TASK DETAILS - Output each line of the material exactly as it stands.
--- start ---
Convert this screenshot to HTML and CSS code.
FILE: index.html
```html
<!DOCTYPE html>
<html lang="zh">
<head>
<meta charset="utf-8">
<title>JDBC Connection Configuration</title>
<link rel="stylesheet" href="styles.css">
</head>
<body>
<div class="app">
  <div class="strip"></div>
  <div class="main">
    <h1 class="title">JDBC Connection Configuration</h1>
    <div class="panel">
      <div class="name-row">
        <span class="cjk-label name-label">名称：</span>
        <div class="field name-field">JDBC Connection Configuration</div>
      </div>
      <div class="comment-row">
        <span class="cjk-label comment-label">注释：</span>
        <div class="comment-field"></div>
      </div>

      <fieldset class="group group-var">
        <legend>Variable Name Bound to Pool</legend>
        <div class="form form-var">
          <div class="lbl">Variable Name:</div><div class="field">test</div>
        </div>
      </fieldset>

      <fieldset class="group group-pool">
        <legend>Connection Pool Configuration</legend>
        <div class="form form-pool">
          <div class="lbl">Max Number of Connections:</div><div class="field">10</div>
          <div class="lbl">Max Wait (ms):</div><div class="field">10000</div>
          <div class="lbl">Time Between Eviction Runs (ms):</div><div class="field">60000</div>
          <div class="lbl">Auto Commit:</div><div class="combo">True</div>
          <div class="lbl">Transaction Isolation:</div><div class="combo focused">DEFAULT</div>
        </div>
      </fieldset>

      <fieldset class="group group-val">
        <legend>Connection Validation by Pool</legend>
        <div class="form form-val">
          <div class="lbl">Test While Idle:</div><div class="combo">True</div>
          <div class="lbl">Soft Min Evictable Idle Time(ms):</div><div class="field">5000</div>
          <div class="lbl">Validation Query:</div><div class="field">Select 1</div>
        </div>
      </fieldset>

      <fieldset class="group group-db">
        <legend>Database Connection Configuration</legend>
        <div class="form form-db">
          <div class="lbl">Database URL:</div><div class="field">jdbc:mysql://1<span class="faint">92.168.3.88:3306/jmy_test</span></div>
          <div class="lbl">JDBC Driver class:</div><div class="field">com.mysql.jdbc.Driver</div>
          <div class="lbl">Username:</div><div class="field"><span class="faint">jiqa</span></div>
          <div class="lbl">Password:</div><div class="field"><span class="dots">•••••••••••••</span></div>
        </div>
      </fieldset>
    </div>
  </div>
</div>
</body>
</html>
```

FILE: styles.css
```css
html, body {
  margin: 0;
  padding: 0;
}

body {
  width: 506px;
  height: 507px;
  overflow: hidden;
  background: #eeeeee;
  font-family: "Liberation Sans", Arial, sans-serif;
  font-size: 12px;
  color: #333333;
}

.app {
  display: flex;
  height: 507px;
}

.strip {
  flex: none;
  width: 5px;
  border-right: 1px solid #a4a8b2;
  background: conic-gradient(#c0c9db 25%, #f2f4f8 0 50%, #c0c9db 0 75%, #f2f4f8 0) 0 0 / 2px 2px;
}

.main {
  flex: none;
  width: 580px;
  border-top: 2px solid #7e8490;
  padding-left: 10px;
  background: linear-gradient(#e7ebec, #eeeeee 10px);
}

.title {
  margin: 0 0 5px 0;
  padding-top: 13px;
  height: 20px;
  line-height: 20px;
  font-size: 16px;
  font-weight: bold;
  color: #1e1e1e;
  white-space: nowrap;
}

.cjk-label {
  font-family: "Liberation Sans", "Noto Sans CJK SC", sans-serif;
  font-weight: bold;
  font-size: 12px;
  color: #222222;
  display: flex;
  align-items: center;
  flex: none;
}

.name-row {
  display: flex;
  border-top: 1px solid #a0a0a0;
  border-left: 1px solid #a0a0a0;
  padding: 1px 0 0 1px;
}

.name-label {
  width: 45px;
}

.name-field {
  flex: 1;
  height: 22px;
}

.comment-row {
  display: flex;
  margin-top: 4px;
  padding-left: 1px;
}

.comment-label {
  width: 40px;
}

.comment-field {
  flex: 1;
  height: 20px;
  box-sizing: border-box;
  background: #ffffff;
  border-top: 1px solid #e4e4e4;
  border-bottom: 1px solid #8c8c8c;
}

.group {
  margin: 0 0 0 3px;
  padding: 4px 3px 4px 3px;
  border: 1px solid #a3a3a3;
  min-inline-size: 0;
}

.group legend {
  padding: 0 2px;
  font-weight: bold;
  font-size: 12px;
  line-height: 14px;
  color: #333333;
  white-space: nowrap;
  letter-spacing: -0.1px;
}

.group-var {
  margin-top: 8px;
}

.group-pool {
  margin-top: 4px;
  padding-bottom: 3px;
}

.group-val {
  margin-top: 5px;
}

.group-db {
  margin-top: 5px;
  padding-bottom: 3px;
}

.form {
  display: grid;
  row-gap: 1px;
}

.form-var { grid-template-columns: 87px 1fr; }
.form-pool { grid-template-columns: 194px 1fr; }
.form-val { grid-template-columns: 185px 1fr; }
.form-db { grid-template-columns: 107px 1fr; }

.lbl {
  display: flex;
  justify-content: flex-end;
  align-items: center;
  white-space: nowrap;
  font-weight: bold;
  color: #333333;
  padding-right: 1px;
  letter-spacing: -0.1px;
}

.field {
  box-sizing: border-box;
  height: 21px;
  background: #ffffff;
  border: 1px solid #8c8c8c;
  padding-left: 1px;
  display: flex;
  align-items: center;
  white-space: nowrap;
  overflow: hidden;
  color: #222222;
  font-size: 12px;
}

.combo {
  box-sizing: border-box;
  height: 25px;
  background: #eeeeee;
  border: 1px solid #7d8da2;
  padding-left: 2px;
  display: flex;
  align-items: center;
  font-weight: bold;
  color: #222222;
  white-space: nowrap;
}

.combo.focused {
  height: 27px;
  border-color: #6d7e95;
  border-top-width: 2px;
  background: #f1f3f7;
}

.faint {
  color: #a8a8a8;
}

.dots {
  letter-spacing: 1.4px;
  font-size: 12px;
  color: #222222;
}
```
--- end ---
COMPLETE ANSWER -
Convert this screenshot to HTML and CSS code.
FILE: index.html
```html
<!DOCTYPE html>
<html lang="zh">
<head>
<meta charset="utf-8">
<title>JDBC Connection Configuration</title>
<link rel="stylesheet" href="styles.css">
</head>
<body>
<div class="app">
  <div class="strip"></div>
  <div class="main">
    <h1 class="title">JDBC Connection Configuration</h1>
    <div class="panel">
      <div class="name-row">
        <span class="cjk-label name-label">名称：</span>
        <div class="field name-field">JDBC Connection Configuration</div>
      </div>
      <div class="comment-row">
        <span class="cjk-label comment-label">注释：</span>
        <div class="comment-field"></div>
      </div>

      <fieldset class="group group-var">
        <legend>Variable Name Bound to Pool</legend>
        <div class="form form-var">
          <div class="lbl">Variable Name:</div><div class="field">test</div>
        </div>
      </fieldset>

      <fieldset class="group group-pool">
        <legend>Connection Pool Configuration</legend>
        <div class="form form-pool">
          <div class="lbl">Max Number of Connections:</div><div class="field">10</div>
          <div class="lbl">Max Wait (ms):</div><div class="field">10000</div>
          <div class="lbl">Time Between Eviction Runs (ms):</div><div class="field">60000</div>
          <div class="lbl">Auto Commit:</div><div class="combo">True</div>
          <div class="lbl">Transaction Isolation:</div><div class="combo focused">DEFAULT</div>
        </div>
      </fieldset>

      <fieldset class="group group-val">
        <legend>Connection Validation by Pool</legend>
        <div class="form form-val">
          <div class="lbl">Test While Idle:</div><div class="combo">True</div>
          <div class="lbl">Soft Min Evictable Idle Time(ms):</div><div class="field">5000</div>
          <div class="lbl">Validation Query:</div><div class="field">Select 1</div>
        </div>
      </fieldset>

      <fieldset class="group group-db">
        <legend>Database Connection Configuration</legend>
        <div class="form form-db">
          <div class="lbl">Database URL:</div><div class="field">jdbc:mysql://1<span class="faint">92.168.3.88:3306/jmy_test</span></div>
          <div class="lbl">JDBC Driver class:</div><div class="field">com.mysql.jdbc.Driver</div>
          <div class="lbl">Username:</div><div class="field"><span class="faint">jiqa</span></div>
          <div class="lbl">Password:</div><div class="field"><span class="dots">•••••••••••••</span></div>
        </div>
      </fieldset>
    </div>
  </div>
</div>
</body>
</html>
```

FILE: styles.css
```css
html, body {
  margin: 0;
  padding: 0;
}

body {
  width: 506px;
  height: 507px;
  overflow: hidden;
  background: #eeeeee;
  font-family: "Liberation Sans", Arial, sans-serif;
  font-size: 12px;
  color: #333333;
}

.app {
  display: flex;
  height: 507px;
}

.strip {
  flex: none;
  width: 5px;
  border-right: 1px solid #a4a8b2;
  background: conic-gradient(#c0c9db 25%, #f2f4f8 0 50%, #c0c9db 0 75%, #f2f4f8 0) 0 0 / 2px 2px;
}

.main {
  flex: none;
  width: 580px;
  border-top: 2px solid #7e8490;
  padding-left: 10px;
  background: linear-gradient(#e7ebec, #eeeeee 10px);
}

.title {
  margin: 0 0 5px 0;
  padding-top: 13px;
  height: 20px;
  line-height: 20px;
  font-size: 16px;
  font-weight: bold;
  color: #1e1e1e;
  white-space: nowrap;
}

.cjk-label {
  font-family: "Liberation Sans", "Noto Sans CJK SC", sans-serif;
  font-weight: bold;
  font-size: 12px;
  color: #222222;
  display: flex;
  align-items: center;
  flex: none;
}

.name-row {
  display: flex;
  border-top: 1px solid #a0a0a0;
  border-left: 1px solid #a0a0a0;
  padding: 1px 0 0 1px;
}

.name-label {
  width: 45px;
}

.name-field {
  flex: 1;
  height: 22px;
}

.comment-row {
  display: flex;
  margin-top: 4px;
  padding-left: 1px;
}

.comment-label {
  width: 40px;
}

.comment-field {
  flex: 1;
  height: 20px;
  box-sizing: border-box;
  background: #ffffff;
  border-top: 1px solid #e4e4e4;
  border-bottom: 1px solid #8c8c8c;
}

.group {
  margin: 0 0 0 3px;
  padding: 4px 3px 4px 3px;
  border: 1px solid #a3a3a3;
  min-inline-size: 0;
}

.group legend {
  padding: 0 2px;
  font-weight: bold;
  font-size: 12px;
  line-height: 14px;
  color: #333333;
  white-space: nowrap;
  letter-spacing: -0.1px;
}

.group-var {
  margin-top: 8px;
}

.group-pool {
  margin-top: 4px;
  padding-bottom: 3px;
}

.group-val {
  margin-top: 5px;
}

.group-db {
  margin-top: 5px;
  padding-bottom: 3px;
}

.form {
  display: grid;
  row-gap: 1px;
}

.form-var { grid-template-columns: 87px 1fr; }
.form-pool { grid-template-columns: 194px 1fr; }
.form-val { grid-template-columns: 185px 1fr; }
.form-db { grid-template-columns: 107px 1fr; }

.lbl {
  display: flex;
  justify-content: flex-end;
  align-items: center;
  white-space: nowrap;
  font-weight: bold;
  color: #333333;
  padding-right: 1px;
  letter-spacing: -0.1px;
}

.field {
  box-sizing: border-box;
  height: 21px;
  background: #ffffff;
  border: 1px solid #8c8c8c;
  padding-left: 1px;
  display: flex;
  align-items: center;
  white-space: nowrap;
  overflow: hidden;
  color: #222222;
  font-size: 12px;
}

.combo {
  box-sizing: border-box;
  height: 25px;
  background: #eeeeee;
  border: 1px solid #7d8da2;
  padding-left: 2px;
  display: flex;
  align-items: center;
  font-weight: bold;
  color: #222222;
  white-space: nowrap;
}

.combo.focused {
  height: 27px;
  border-color: #6d7e95;
  border-top-width: 2px;
  background: #f1f3f7;
}

.faint {
  color: #a8a8a8;
}

.dots {
  letter-spacing: 1.4px;
  font-size: 12px;
  color: #222222;
}
```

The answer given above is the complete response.